** Start **

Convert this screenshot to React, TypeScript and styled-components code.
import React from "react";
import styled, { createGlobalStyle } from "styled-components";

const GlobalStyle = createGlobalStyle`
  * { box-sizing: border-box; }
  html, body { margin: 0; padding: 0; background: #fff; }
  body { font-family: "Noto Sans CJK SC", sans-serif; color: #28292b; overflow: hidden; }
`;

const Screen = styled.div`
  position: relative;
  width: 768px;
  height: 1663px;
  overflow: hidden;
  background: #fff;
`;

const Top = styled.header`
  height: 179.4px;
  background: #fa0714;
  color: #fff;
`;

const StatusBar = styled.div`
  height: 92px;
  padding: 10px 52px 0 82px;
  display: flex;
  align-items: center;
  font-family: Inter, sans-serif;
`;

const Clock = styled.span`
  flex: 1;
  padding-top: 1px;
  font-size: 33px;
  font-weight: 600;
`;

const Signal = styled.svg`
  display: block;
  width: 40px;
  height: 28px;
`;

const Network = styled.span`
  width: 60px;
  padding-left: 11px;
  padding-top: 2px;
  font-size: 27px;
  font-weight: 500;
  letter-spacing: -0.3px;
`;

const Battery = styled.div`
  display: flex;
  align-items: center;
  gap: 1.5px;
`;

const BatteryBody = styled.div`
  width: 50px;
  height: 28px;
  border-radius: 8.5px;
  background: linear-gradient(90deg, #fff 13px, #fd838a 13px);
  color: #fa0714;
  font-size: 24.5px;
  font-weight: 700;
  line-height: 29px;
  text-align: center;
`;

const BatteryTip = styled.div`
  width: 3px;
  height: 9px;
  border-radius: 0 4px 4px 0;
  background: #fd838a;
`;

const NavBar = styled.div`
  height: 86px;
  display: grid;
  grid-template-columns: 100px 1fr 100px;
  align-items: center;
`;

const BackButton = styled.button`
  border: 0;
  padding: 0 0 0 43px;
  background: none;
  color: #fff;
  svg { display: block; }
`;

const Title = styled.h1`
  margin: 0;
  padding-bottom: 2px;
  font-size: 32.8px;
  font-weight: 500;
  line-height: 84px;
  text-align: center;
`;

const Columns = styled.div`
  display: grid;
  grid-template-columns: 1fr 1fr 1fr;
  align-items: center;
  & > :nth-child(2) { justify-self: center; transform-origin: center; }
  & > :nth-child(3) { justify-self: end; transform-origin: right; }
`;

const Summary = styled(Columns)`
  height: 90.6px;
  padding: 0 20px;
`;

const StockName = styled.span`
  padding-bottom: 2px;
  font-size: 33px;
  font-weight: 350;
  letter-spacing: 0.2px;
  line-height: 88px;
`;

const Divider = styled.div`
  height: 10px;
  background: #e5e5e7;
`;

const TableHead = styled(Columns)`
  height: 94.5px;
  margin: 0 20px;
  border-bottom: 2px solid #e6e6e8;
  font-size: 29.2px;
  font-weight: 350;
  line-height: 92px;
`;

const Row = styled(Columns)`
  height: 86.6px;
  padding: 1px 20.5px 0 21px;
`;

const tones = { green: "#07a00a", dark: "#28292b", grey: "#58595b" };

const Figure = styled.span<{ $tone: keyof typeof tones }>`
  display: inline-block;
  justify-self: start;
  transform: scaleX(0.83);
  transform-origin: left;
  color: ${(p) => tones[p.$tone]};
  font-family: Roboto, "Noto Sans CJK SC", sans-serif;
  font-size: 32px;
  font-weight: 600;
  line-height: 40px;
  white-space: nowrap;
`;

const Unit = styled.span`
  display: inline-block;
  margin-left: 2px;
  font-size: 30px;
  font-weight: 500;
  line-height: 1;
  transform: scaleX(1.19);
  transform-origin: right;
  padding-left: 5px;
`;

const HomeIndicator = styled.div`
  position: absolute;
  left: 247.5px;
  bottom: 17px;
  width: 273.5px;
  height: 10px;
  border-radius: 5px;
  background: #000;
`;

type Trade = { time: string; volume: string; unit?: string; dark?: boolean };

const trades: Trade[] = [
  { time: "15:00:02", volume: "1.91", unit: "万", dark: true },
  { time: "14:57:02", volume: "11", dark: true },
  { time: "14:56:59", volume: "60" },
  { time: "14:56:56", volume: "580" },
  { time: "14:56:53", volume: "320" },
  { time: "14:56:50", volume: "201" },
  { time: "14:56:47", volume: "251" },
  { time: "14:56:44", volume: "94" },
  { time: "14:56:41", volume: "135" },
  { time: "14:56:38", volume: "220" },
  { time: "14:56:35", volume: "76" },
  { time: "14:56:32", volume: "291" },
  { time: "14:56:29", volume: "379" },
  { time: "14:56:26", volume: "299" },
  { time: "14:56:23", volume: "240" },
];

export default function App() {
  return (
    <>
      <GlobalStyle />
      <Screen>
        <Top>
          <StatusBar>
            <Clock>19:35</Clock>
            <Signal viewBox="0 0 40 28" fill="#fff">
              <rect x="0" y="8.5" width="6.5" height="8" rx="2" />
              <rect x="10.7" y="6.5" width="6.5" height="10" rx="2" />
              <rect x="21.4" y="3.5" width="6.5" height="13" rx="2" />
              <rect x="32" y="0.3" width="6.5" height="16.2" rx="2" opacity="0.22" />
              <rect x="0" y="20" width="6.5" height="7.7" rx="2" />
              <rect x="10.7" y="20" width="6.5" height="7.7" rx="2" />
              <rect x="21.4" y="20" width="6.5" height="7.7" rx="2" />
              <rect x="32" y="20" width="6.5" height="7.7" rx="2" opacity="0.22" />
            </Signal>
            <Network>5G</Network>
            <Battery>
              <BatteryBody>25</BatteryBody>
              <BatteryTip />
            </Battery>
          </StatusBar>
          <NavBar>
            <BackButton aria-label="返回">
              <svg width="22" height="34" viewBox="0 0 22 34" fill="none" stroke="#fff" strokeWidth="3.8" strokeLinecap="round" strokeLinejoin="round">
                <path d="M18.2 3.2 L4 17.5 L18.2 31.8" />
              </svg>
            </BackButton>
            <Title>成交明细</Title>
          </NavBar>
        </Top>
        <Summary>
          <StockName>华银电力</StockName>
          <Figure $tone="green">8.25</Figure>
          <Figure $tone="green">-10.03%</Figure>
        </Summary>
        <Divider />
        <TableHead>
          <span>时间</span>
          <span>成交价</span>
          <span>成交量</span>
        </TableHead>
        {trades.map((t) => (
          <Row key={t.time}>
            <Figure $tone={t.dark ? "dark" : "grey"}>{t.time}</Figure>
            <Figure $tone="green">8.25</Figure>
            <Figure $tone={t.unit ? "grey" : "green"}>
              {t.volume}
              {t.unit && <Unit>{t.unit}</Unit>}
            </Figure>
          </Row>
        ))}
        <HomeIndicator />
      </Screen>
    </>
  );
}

** End **
** Start **

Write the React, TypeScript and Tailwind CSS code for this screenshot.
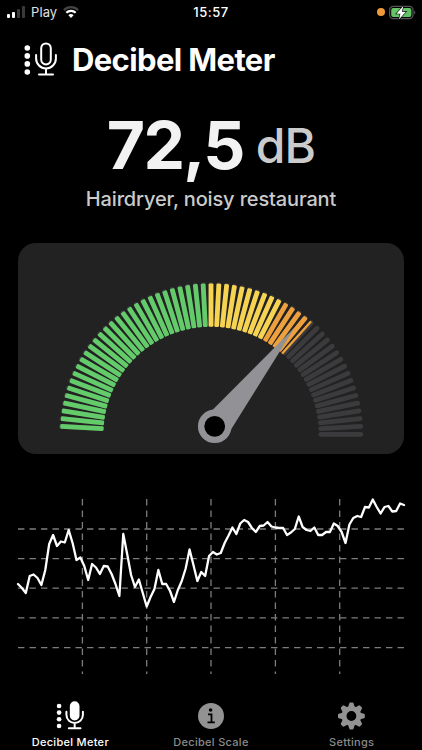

** End **

**Objective:** From the listing above, pick out each line where the word "TypeScript" appears.

**Exercise output:**
Convert this screenshot to React, TypeScript and styled-components code.
Write the React, TypeScript and Tailwind CSS code for this screenshot.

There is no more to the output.